***** Data lines
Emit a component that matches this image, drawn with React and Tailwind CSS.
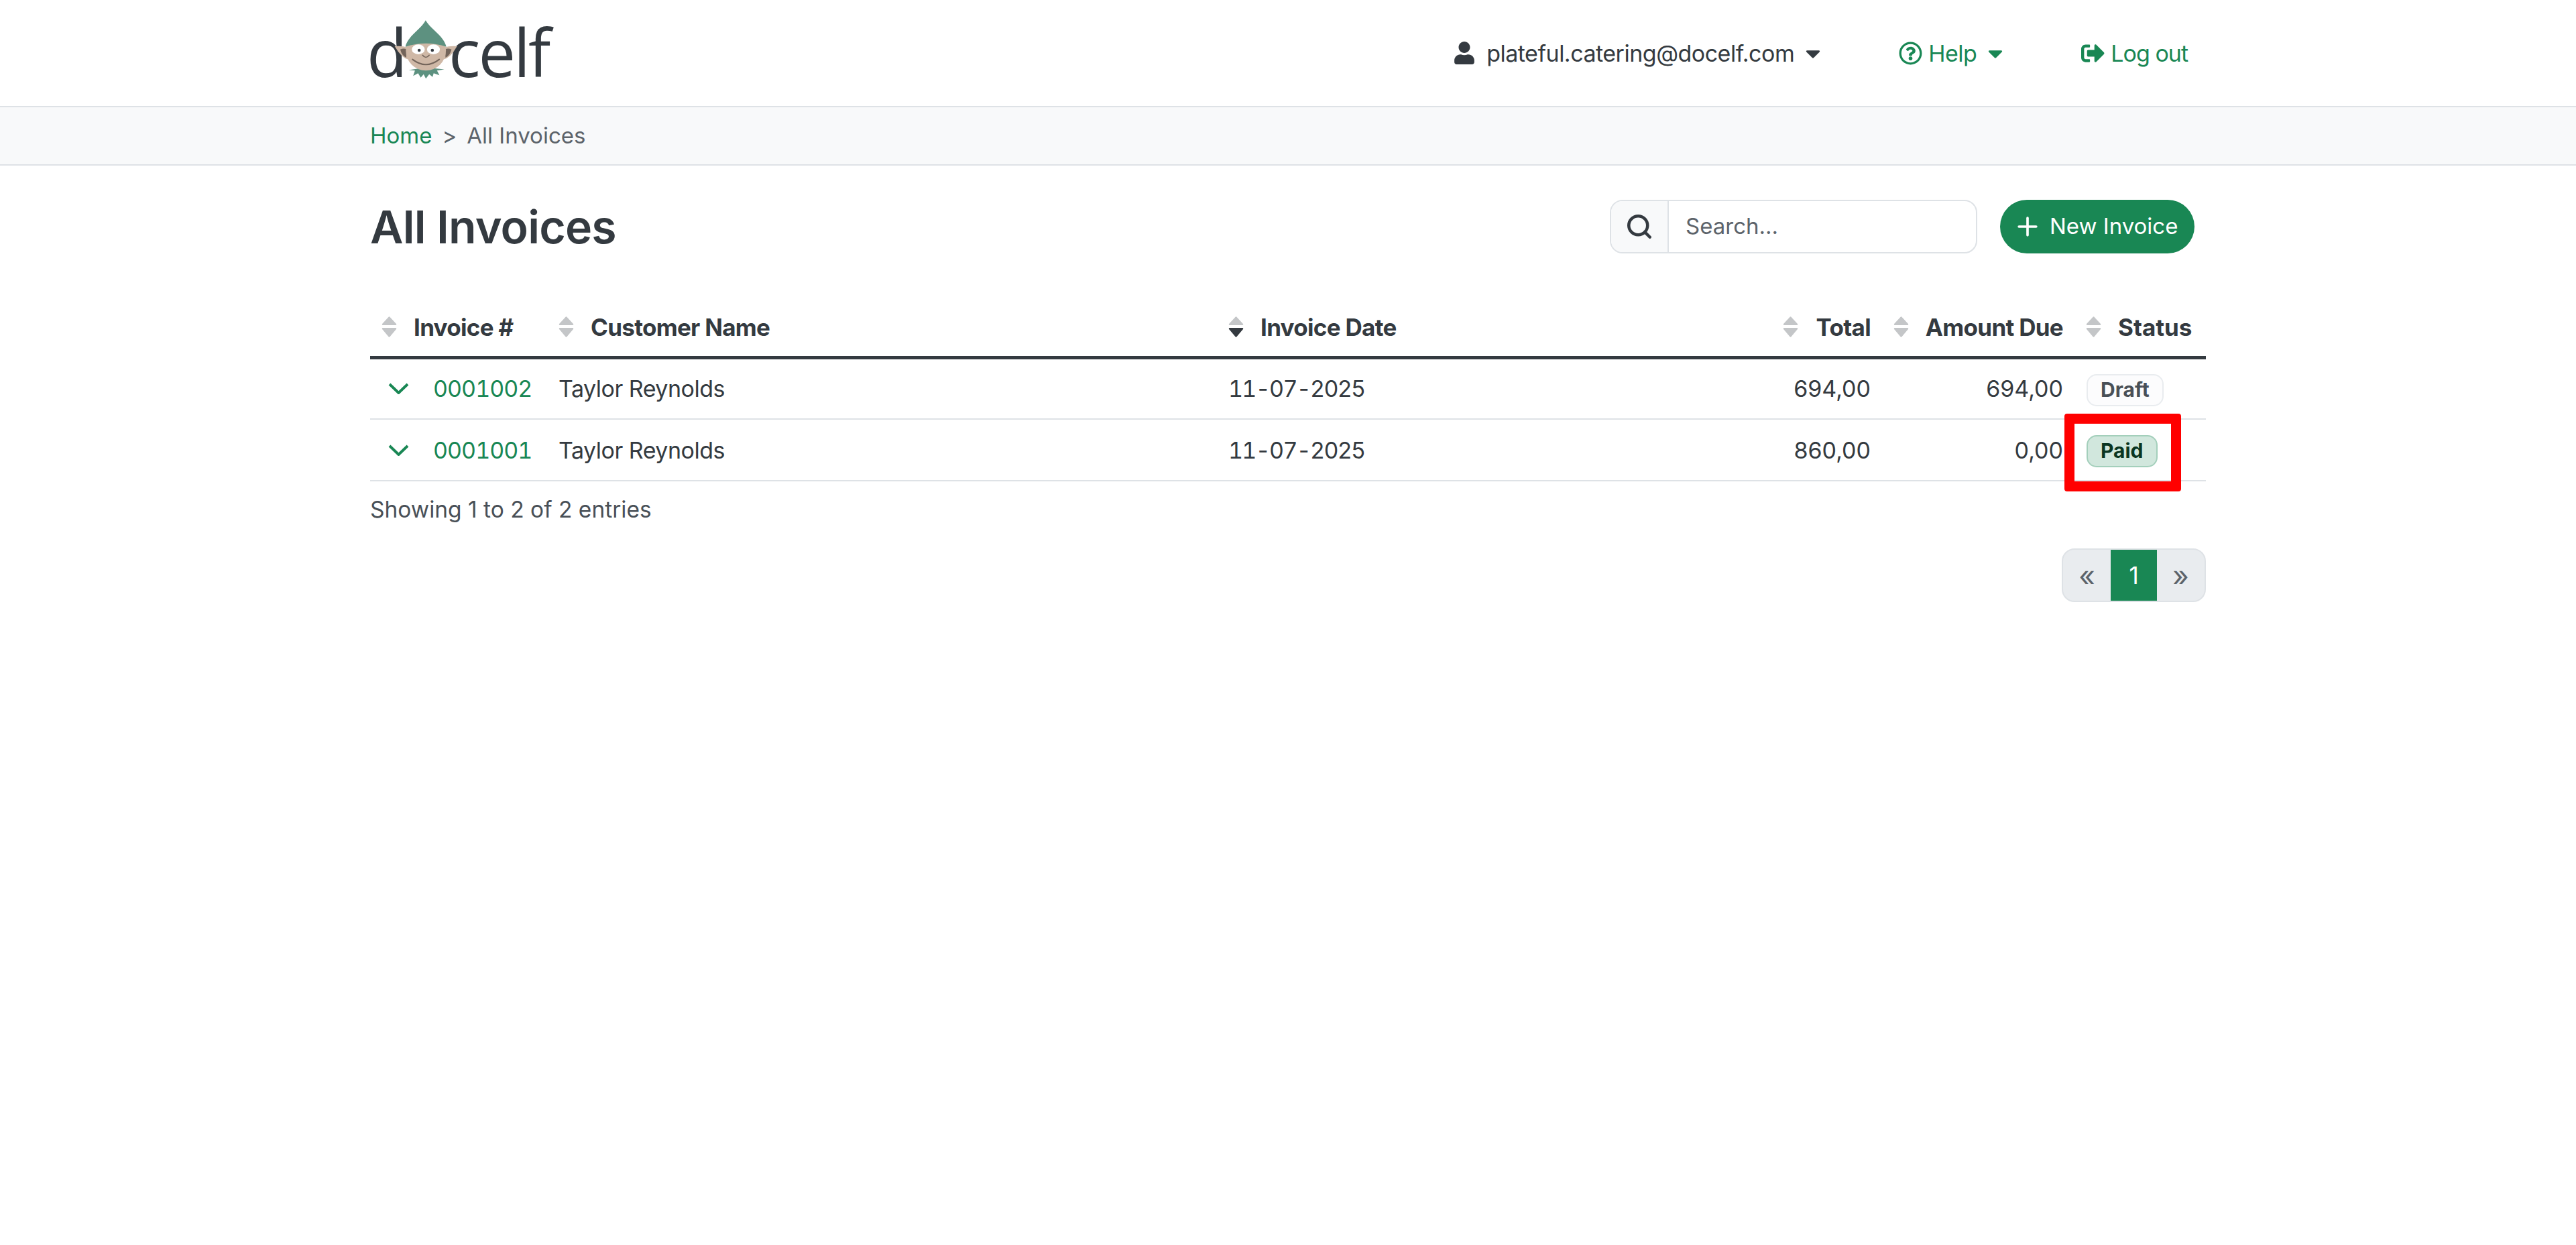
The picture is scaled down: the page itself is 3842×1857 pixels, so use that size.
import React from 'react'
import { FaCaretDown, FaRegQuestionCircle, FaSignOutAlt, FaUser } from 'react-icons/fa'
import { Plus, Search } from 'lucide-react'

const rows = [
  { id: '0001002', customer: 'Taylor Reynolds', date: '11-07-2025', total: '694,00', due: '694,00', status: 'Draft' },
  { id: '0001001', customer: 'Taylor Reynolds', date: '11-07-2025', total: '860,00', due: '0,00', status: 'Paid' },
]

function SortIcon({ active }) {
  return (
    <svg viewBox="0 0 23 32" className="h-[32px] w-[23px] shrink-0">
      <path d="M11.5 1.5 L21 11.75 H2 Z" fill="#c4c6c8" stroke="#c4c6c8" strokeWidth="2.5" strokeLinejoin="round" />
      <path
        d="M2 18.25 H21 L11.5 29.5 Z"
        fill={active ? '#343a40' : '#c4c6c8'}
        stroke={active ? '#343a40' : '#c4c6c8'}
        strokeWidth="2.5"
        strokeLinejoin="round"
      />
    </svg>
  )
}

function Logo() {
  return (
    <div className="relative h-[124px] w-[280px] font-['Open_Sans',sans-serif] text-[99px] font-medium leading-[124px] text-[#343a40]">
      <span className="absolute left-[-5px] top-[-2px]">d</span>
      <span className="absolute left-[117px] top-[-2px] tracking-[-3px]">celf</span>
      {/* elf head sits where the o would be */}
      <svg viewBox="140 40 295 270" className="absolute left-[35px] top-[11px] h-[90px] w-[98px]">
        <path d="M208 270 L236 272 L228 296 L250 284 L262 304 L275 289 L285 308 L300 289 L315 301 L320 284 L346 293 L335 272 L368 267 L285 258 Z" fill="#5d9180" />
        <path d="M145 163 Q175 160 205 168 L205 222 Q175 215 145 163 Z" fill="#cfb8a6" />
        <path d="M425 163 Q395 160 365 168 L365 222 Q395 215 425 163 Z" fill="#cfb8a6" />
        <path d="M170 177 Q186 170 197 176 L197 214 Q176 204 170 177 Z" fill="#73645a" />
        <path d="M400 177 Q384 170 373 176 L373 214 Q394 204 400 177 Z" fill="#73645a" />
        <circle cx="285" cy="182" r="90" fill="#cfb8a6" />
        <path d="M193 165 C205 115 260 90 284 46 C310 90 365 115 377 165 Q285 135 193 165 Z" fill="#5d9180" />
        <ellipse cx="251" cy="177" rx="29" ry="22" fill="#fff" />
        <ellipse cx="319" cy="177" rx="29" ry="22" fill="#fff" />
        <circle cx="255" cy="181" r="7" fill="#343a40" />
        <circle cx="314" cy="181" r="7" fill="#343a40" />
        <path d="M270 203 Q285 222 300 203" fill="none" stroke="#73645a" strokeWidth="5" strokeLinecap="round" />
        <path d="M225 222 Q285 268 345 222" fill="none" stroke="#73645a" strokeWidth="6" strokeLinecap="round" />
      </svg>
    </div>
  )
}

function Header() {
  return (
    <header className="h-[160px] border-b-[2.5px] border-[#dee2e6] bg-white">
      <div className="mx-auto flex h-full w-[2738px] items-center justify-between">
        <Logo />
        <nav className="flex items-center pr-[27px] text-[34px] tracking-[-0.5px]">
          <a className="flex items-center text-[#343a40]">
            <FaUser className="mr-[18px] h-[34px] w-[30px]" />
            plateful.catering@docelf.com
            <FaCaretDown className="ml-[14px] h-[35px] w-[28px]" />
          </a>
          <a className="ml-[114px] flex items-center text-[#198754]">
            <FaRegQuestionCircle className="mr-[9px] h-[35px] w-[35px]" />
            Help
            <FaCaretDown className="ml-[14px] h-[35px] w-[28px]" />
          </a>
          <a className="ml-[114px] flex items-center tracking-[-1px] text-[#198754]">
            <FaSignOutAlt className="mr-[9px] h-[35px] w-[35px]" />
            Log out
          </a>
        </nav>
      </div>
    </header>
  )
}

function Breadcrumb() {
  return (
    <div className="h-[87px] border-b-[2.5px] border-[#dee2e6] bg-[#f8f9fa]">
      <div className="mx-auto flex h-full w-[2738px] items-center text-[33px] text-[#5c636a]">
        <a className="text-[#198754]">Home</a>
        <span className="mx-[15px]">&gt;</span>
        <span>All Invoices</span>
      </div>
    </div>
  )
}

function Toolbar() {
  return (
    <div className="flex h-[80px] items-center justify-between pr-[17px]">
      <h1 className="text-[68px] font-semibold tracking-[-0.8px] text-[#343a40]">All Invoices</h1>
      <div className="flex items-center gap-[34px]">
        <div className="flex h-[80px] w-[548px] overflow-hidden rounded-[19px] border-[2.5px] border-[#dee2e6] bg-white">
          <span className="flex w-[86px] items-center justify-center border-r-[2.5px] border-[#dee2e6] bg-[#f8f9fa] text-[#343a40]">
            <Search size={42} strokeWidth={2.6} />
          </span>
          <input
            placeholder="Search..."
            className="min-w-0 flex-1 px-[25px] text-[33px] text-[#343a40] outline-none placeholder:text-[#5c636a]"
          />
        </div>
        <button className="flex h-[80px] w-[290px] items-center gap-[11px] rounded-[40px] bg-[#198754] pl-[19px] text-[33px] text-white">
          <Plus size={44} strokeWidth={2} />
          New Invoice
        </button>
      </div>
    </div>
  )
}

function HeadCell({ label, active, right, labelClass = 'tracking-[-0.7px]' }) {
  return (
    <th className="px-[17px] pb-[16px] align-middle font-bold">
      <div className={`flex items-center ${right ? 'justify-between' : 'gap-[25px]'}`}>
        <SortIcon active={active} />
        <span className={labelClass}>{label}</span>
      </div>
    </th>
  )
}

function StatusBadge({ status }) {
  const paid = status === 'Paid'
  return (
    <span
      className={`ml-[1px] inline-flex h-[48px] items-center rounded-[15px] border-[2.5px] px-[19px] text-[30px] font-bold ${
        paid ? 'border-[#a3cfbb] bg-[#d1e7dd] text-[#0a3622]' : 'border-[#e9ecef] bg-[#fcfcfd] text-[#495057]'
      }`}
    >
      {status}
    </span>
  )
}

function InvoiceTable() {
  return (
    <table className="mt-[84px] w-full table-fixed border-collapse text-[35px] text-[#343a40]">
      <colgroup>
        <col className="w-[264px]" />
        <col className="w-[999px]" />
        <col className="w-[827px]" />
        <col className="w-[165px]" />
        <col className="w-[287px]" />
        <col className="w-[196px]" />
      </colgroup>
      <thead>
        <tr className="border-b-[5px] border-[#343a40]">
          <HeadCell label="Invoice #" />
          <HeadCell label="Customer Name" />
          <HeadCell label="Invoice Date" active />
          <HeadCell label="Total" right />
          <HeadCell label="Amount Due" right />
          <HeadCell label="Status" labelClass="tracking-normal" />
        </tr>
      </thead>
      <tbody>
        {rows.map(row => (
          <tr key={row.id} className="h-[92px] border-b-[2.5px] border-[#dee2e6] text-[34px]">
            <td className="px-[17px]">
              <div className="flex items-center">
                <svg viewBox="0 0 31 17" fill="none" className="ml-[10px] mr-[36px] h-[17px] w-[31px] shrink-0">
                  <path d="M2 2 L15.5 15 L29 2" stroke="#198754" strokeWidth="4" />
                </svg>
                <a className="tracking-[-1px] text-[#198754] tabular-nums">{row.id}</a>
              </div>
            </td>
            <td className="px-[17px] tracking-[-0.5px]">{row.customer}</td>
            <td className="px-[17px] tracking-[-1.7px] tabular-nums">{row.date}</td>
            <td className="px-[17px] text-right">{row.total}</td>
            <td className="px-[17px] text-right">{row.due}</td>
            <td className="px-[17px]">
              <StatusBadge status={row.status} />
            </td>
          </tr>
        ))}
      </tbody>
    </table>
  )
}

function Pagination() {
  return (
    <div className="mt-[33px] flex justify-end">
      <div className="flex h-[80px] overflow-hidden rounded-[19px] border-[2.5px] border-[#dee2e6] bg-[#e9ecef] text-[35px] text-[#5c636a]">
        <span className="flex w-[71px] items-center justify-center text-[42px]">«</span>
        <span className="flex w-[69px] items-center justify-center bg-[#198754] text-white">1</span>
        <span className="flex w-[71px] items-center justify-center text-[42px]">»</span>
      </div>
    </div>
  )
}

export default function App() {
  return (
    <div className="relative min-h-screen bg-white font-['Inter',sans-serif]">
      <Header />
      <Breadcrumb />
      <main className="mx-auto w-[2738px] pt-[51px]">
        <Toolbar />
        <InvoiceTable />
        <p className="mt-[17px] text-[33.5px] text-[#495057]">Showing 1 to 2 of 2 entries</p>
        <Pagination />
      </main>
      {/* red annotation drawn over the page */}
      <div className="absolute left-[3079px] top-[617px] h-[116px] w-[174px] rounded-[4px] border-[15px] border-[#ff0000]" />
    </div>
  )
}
**********
Task brief » In the listing above, locate each line with "size" and copy it.

Correct response »
The picture is scaled down: the page itself is 3842×1857 pixels, so use that size.
            <Search size={42} strokeWidth={2.6} />
          <Plus size={44} strokeWidth={2} />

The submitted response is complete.